Мишель Серр. Паразит
Перевод Анны Лобановой
Француза Мишеля Серра, представителя философии науки, сильно повлиявшего, например, на Бруно Латура, сложно назвать академическим философом. Его тексты поэтичны и труднопереводимы, для них очень важны метафоры — в частности, метафоры животных в «Паразите». «Носорог» опубликовал первую главу этой работы. В ней предпринимается попытка понять логику обмена, действующую между объектом и субъектом, между двумя субъектами, между акторами гетерогенных сетей — в языке, в экономике, в политике, в обществе. Везде и повсюду это простое отношение — произведение и подражание, разрыв в коммуникации, прерванный ужин, несостоявшееся событие. Сперва кажется, что рассуждения Серра не имеют никакого отношения к методологии науки: слишком много примеров, слишком много инструментов и извлеченных из разных эпох и контекстов метафор, но все они в итоге иллюстрируют одну простую мысль, одну простую схему — функционирование любой системы сопряжено с существованием паразита, третьего участника, который нарушает связи и вместе с тем создает новые, меняет конфигурацию самой системы и создает новый порядок. Серр вольно обращается с текстом, меняет тему, едва подобравшись к заключению, использует новый пример, прием, игру слов, иносказание, ибо о паразите можно говорить только иносказательно. (Анна Лобанова)

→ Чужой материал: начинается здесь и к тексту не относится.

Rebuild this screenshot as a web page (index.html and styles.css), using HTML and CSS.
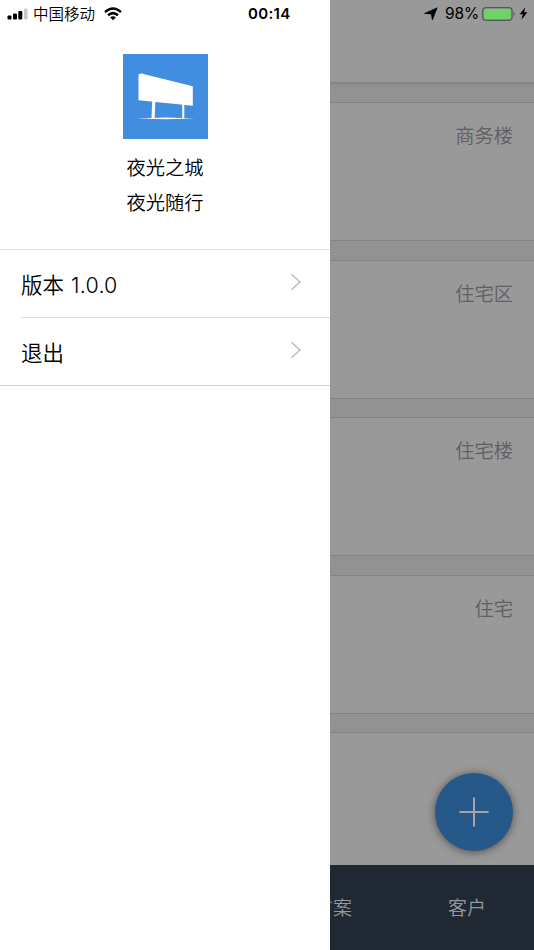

Павел Пепперштейн. Странствие по таборам и монастырям
Продолжение нового романа Павла Пепперштейна, первые главы которого опубликованы в предыдущем «Носороге». «Странствие…» пока существует только в формате журнальной публикации и будет печататься в следующих номерах. Последний на данный момент роман Пепперштейна — второй том «Мифогенной любви каст» (2002), сделавший Пепперштейна-художника одним из важнейших писателей девяностых, после чего он опубликовал несколько сборников рассказов и повесть «Пражская ночь». Так что его новый роман в каком-то смысле событие. «Странствие…» — это и детектив, и роман скитаний (главные герои перемещаются из одного «закрытого» пространства в другое; местом основной сюжетной линии первых глав служит стилизованная под тридцатые годы съемочная площадка — особый закрытый мир, имевший «прототипом» реальную киноплощадку, где снимался нашумевший, но так пока и не вышедший на экраны фильм), и даже в каком-то смысле роман воспитания. Дальше — больше, в опубликованных на сегодняшний день одиннадцати главах пока что даже не выведены все персонажи и сюжетные линии.